Don't get too used to spending time with Laurie, however, as she's only in the first ten minutes as Curtis asked to make this appearance as her most famous character her last. What Halloween Resurrection is really about happened when the filmmakers, seeing how much money the previous film made, decided to carry on regardless of the pretty final climax to that effort, and in the process discovered this newfangled thing called the internet. They also discovered a tiny budget phenomenon called The Blair Witch Project, and opted to combine the two sensations into one plot for their villain to wander about in.
Therefore Michael's old house in Haddonfield became the location for yet another turn of the millennium fad, and that was reality television, except this was over the net and not broadcast to the nation's TV sets. So a group of students are assembled by a company snappily called Dangertainment and let loose in the house, donning small cameras to go along with the others set up in every room, fully expecting at least some kind of media career to result. But our final girl, Sara (Bianca Kajlich), is a more sensitive type who is not sure she wants to get involved, and is only there because her best friend Jen (Battlestar Galactica's Katee Sackhoff) is so insistent, thus marking Sara out as modest and most likely to survive.

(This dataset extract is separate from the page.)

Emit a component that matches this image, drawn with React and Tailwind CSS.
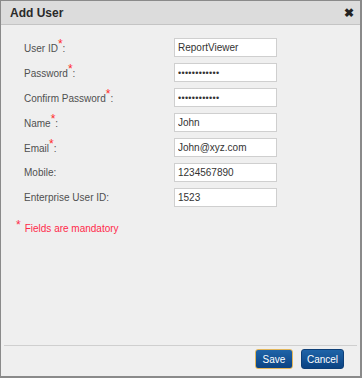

Frankly, the strong whiff of the cash-in pervades every frame which has led this last of the run sequels before the reboot to enjoy a terrible reputation amongst fans. However, if you can get past the fact that it looked so dated within five years of its release when you consider its media obsessions, and also admit that it's a very silly film, then it is possible to appreciate this Halloween as almost a spoof. Much of this is down to the unlikely casting of Busta Rhymes as the businessman behind the broadcast, not the most obvious choice, and yet more indication that the producers thought that hiring a rapper would bring in that all important youth audience, but he is quite funny.
Where else would you get to hear Busta goading Michael Myers with a hearty "Trick or treat, muthafucka!"? Whether you'd want to is another matter, but nevertheless it seems the scriptwriters were respectful of the series mythology what with all those references to the previous movies, it's just that the catchpenny framing leaves the production looking ridiculous. With Sara's internet pal Myles (Ryan Merriman) watching from a party, there's plenty of opportunity for those Blair Witch-style grainy images which in this case completely fail to make any of it remotely authentic-looking. In the meantime, the characters in the house are terrorised by Mike, who they think is part of the show at first, which might go some way to explaining the illogical, all in the service of the next setpiece behaviour that we're treated to here. Granted, you have to have a high tolerance for cheese, but Halloween Resurrection amused, if more because of its shamelessness than in spite of it. Music by Danny Lux.